Um crítico a explicar uma crítica que escreveu? Má ideia.
Então aqui vai. O texto publicado no Ípsilon sobre a exposição ARX arquivo/archive (2/8/2013) mereceu comentários violentos, como se eu tivesse agredido os arquitectos, a sua obra e, quem sabe, a própria arquitectura. "Exagerado" e "arrogante", terei sido, no mínimo. Costumo associar esses dois conceitos a uma boa crítica, mas isso não significa que tenha sido o caso.
Eu estimo o Nuno e o José Mateus, e a sua obra, sobre a qual já tive a oportunidade de escrever várias vezes. As exposições de arquitectura são, no entanto, um objecto diferente de um edifício, do ponto de vista do exercício crítico. Nas exposições, o arquitecto estabelece, com o curador, um texto sobre a sua própria obra. No limite é esse texto que está em questão, e não a obra.
A exposição no CCB pareceu-me de tal forma impressionante (como então escrevi), no modo como exibia cruamente centenas e centenas de maquetes, que me pareceu que a crítica devia tentar ser igualmente radical. Não era uma exposição qualquer; não podia ter uma crítica qualquer.
Aquilo que chocou os meus críticos mais sensíveis foi a utilização do termo "pornografia". Referia-me à exibição literal, repetitiva, obsessiva, detalhada, de inúmeras maquetes, ao ponto da saturação. Mas também ao mítico texto de Manfredo Tafuri, L"Architecture dans le boudoir, que cita o Marquês de Sade para descrever a condição contemporânea da arquitectura: "Quando o que está em jogo é sexo, tudo deve falar de sexo." Isto é, a condição de uma arquitectura obcecada por si própria. Um dos arquitectos a que Tafuri se refere é exactamente Peter Eisenman, com quem Nuno Mateus trabalhou.
O tempo do proselitismo à volta da arquitectura acabou. Os arquitectos portugueses já tiveram oportunidade para provar o seu valor e provaram bem, especialmente a ARX.
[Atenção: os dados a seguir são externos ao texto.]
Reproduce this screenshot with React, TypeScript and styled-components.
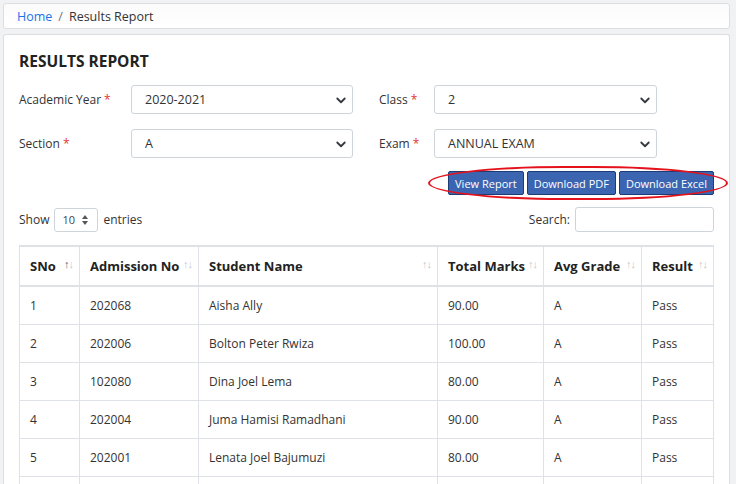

Há gente formada que parece não perceber que a crítica não é uma revisão "grata" e "justa" do trabalho dos arquitectos, especialmente numa exposição. Visa a criação de um texto que pode ter a sua autonomia; por isso se lêem críticas de livros ou filmes que nunca iremos ver. Para quem quer ter a vida facilitada, existem as estrelas (no caso, quatro em cinco).
E, de facto, a ideia de uma arquitectura de génese "desconstrutivista" colocada em caixas - isto é, uma arquitectura a querer "sair da caixa", aprisionada em caixas - pareceu-me um paradoxo cruel. O título do texto, Cemitério de arquitecturas, era também uma referência ao livro de Miguel Esteves Cardoso, O Cemitério de Raparigas. E tendo em conta a negação da "forma" e do edifício que hoje se usa em certos meios, pareceu-me que a exposição era pujantemente fúnebre.
Enfim, um crítico a explicar uma crítica... Eu tinha avisado.